--- start of Source excerpt ---

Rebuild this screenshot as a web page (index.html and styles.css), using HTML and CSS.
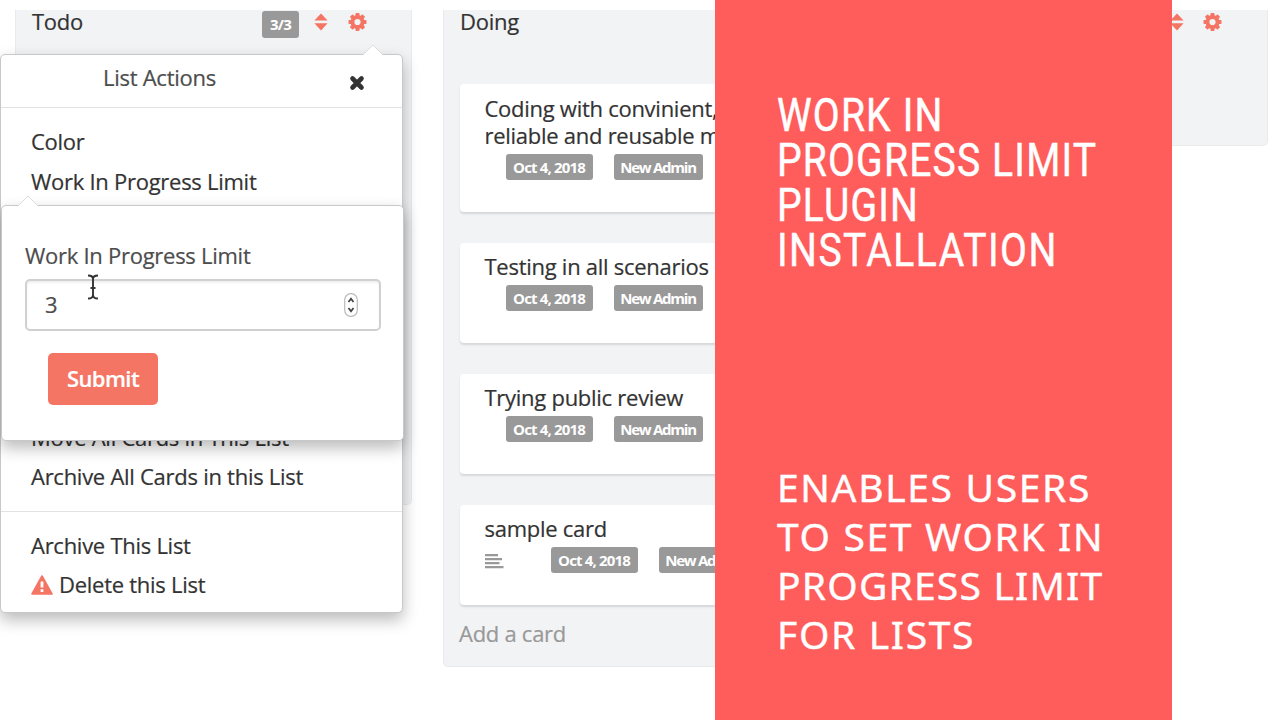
FILE: index.html
```html
<!DOCTYPE html>
<html lang="en">
<head>
<meta charset="utf-8">
<title>Work In Progress Limit</title>
<link rel="stylesheet" href="styles.css">
</head>
<body>
<svg width="0" height="0" class="defs">
  <symbol id="gear" viewBox="0 0 18 18">
    <g fill="currentColor"><rect x="7" y="0" width="4" height="18" rx=".8"/><rect x="7" y="0" width="4" height="18" rx=".8" transform="rotate(45 9 9)"/><rect x="7" y="0" width="4" height="18" rx=".8" transform="rotate(90 9 9)"/><rect x="7" y="0" width="4" height="18" rx=".8" transform="rotate(135 9 9)"/><circle cx="9" cy="9" r="7"/></g>
    <circle cx="9" cy="9" r="3.1" fill="#f2f3f5"/>
  </symbol>
  <symbol id="sort" viewBox="0 0 14 18"><path fill="currentColor" d="M7 .6 13.6 7.500H.4zM7 17.400 13.600 10.300H.4z"/></symbol>
</svg>
<main class="board">
  <section class="list todo">
    <header class="list-head"><h2>Todo</h2><span class="count">3/3</span><svg class="sort"><use href="#sort"/></svg><svg class="gear"><use href="#gear"/></svg></header>
  </section>
  <section class="list doing">
    <header class="list-head"><h2>Doing</h2></header>
    <div class="cards">
      <article class="card"><p>Coding with convinient,</p><p>reliable and reusable m</p><div class="tags"><span class="date">Oct 4, 2018</span><span class="user">New Admin</span></div></article>
      <article class="card"><p>Testing in all scenarios</p><div class="tags"><span class="date">Oct 4, 2018</span><span class="user">New Admin</span></div></article>
      <article class="card"><p>Trying public review</p><div class="tags"><span class="date">Oct 4, 2018</span><span class="user">New Admin</span></div></article>
      <article class="card"><p>sample card</p><div class="tags described"><svg class="lines" viewBox="0 0 19 15"><path d="M0 1.200h13M0 5.200h17M0 9.200h14.500M0 13.200h18.500" stroke="#999" stroke-width="2.200"/></svg><span class="date">Oct 4, 2018</span><span class="user">New Admin</span></div></article>
    </div>
    <p class="add">Add a card</p>
  </section>
  <section class="list done">
    <header class="list-head"><svg class="sort"><use href="#sort"/></svg><svg class="gear"><use href="#gear"/></svg></header>
  </section>
</main>

<div class="popover actions">
  <svg class="arrow" viewBox="0 0 20 12"><path d="M0 11 10 1 20 11V12H0z" fill="#fff"/><path d="M0 11 10 1 20 11" fill="none" stroke="#dcdcde"/></svg>
  <header class="pop-head"><span>List Actions</span><svg class="close" viewBox="0 0 16 16"><path d="M3.500 3.500 12.500 12.500M12.500 3.500 3.500 12.500" stroke="#333" stroke-width="4.600" stroke-linecap="round"/></svg></header>
  <ul class="group"><li>Color</li><li>Work In Progress Limit</li></ul>
  <ul class="group covered"></ul>
  <ul class="group"><li>Move All Cards in This List</li><li>Archive All Cards in this List</li></ul>
  <ul class="group"><li>Archive This List</li><li class="delete"><svg viewBox="0 0 22 20"><path d="M11 1 21 19H1z" fill="#f47564" stroke="#f47564" stroke-width="1.600" stroke-linejoin="round"/><path d="M11 6.500v6M11 14.300v2.600" stroke="#fff" stroke-width="2.800"/></svg>Delete this List</li></ul>
</div>

<form class="popover limit">
  <svg class="arrow" viewBox="0 0 20 12"><path d="M0 11 10 1 20 11V12H0z" fill="#fff"/><path d="M0 11 10 1 20 11" fill="none" stroke="#dcdcde"/></svg>
  <label>Work In Progress Limit</label>
  <div class="field"><span>3</span><svg viewBox="0 0 14 24"><rect x=".7" y=".7" width="12.600" height="22.600" rx="6" fill="#fff" stroke="#bbb" stroke-width="1.200"/><path d="M4.500 9 7 5.800 9.500 9M4.500 15 7 18.200 9.500 15" fill="none" stroke="#444" stroke-width="1.800"/></svg></div>
  <button type="button">Submit</button>
</form>

<svg class="cursor" viewBox="0 0 12 26"><path d="M1 1.500Q6 1.500 6 5V21Q6 24.500 1 24.500M11 1.500Q6 1.500 6 5M6 21Q6 24.500 11 24.500M3.500 14h5" fill="none" stroke="#333" stroke-width="1.900"/></svg>

<aside class="banner">
  <h1><span>WORK IN</span><span>PROGRESS LIMIT</span><span>PLUGIN</span><span class="wide">INSTALLATION</span></h1>
  <p><span>ENABLES USERS</span><span>TO SET WORK IN</span><span class="tight">PROGRESS LIMIT</span><span>FOR LISTS</span></p>
</aside>
</body>
</html>
```
FILE: styles.css
```css
* { box-sizing: border-box; margin: 0; padding: 0; }
body { width: 1280px; height: 720px; overflow: hidden; position: relative; background: #fff; font: 22px/27.5px "Open Sans", sans-serif; letter-spacing: -.27px; color: #333; -webkit-text-stroke: .2px; }
.defs { position: absolute; }
.board { display: flex; align-items: flex-start; gap: 31px; padding: 10px 0 0 15px; }
.list { flex: none; width: 397px; background: #f2f3f5; border: 1px solid #e9eaec; border-top: 0; border-radius: 0 0 5px 5px; }
.todo { height: 495px; }
.doing { height: 656.5px; }
.done { height: 136px; }
.list-head { display: flex; align-items: flex-start; height: 74px; padding: 3px 44px 0 16px; color: #f47564; }
.list-head h2 { font-size: 22px; font-weight: 400; line-height: 18px; margin-top: -1px; color: #333; }
.count, .tags span { background: #999; color: #fff; border-radius: 3px; font-size: 15px; font-weight: 700; text-align: center; letter-spacing: -.85px; line-height: 26px; height: 26px; white-space: nowrap; -webkit-text-stroke: 0; }
.tags .user { letter-spacing: -1.25px; }
.count { margin-left: auto; margin-top: -2px; width: 37px; height: 27px; line-height: 27px; }
.sort { width: 14px; height: 18px; margin-left: 15px; }
.done .sort { margin-left: auto; }
.gear { width: 19px; height: 18px; margin-left: 20px; }
.done .gear { margin-left: 19px; margin-right: 1px; }
.cards { display: flex; flex-direction: column; gap: 30.5px; padding: 0 16px; }
.card { background: #fff; border-radius: 4px; padding: 11px 0 32px 24.5px; box-shadow: 0 2px 2px #d5d7da; white-space: nowrap; }
.card p { width: max-content; position: relative; top: -.5px; }
.tags { display: flex; gap: 21px; height: 30px; padding: 4px 0 0 21px; }
.tags .date { width: 87px; }
.tags .user { width: 89px; }
.described { padding-left: 0; }
.lines { width: 19px; height: 15px; margin: 7px 26px 0 0; }
.add { color: #999; padding: 14.5px 0 0 15px; }

.popover { position: absolute; background: #fff; border: 1px solid #c8c8ca; border-radius: 5px; box-shadow: 0 7px 16px rgba(0,0,0,.27); }
.arrow { position: absolute; width: 20px; height: 12px; top: -11px; }
.actions { left: 0; top: 54px; width: 403px; height: 559px; }
.actions .arrow { left: 362px; }
.pop-head { display: flex; height: 53px; padding: 9px 37px 0 102px; border-bottom: 1px solid #e2e2e2; color: #4d4d4d; }
.close { width: 16px; height: 16px; margin: 11px 0 0 auto; }
.group { list-style: none; padding: 14px 0 14px 30px; }
.group + .group { border-top: 1px solid #e2e2e2; }
.group li { line-height: 39.6px; height: 39.6px; white-space: nowrap; }
.covered { height: 187.5px; }
.delete { display: flex; align-items: center; gap: 6px; }
.delete svg { width: 22px; height: 20px; }
.limit { left: 1px; top: 205px; width: 403px; height: 236px; padding: 36px 23px 0 23px; }
.limit .arrow { left: 16px; }
.limit label { display: block; color: #4d4d4d; }
.field { display: flex; align-items: center; justify-content: space-between; width: 356px; height: 52px; margin-top: 9px; padding: 1px 21px 0 18px; border: 2px solid #d0d0d0; border-radius: 5px; box-shadow: inset 0 2px 2px #f0f0f0; color: #4d4d4d; }
.field svg { width: 14px; height: 24px; }
button { display: block; width: 110px; height: 52px; margin: 22px 0 0 23px; padding-bottom: 2px; border: 0; border-radius: 5px; background: #f47564; color: #fff; font: 600 22px "Open Sans", sans-serif; letter-spacing: -.6px; }
.cursor { position: absolute; left: 87px; top: 274px; width: 12px; height: 26px; }

.banner { position: absolute; left: 715px; top: 0; width: 457px; height: 720px; background: #ff5c5c; color: #fff; padding: 93px 0 0 62px; }
.banner span { display: block; width: max-content; white-space: nowrap; transform-origin: left; }
.banner h1 { font: 400 46.5px/45px Roboto, sans-serif; letter-spacing: 1.4px; height: 369px; -webkit-text-stroke: .5px; }
.banner h1 span { transform: scaleX(.84); }
.banner h1 .wide { letter-spacing: 1.75px; }
.banner p { font: 400 39px/49px "Noto Sans", sans-serif; letter-spacing: 1.65px; -webkit-text-stroke: .4px; }
.banner p .tight { letter-spacing: 1.2px; }
```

--- end of Source excerpt ---

# Task requirements
From the listing above, collect each line in which the string "styles" appears.

# Answer to the exercise
Rebuild this screenshot as a web page (index.html and styles.css), using HTML and CSS.
<link rel="stylesheet" href="styles.css">
FILE: styles.css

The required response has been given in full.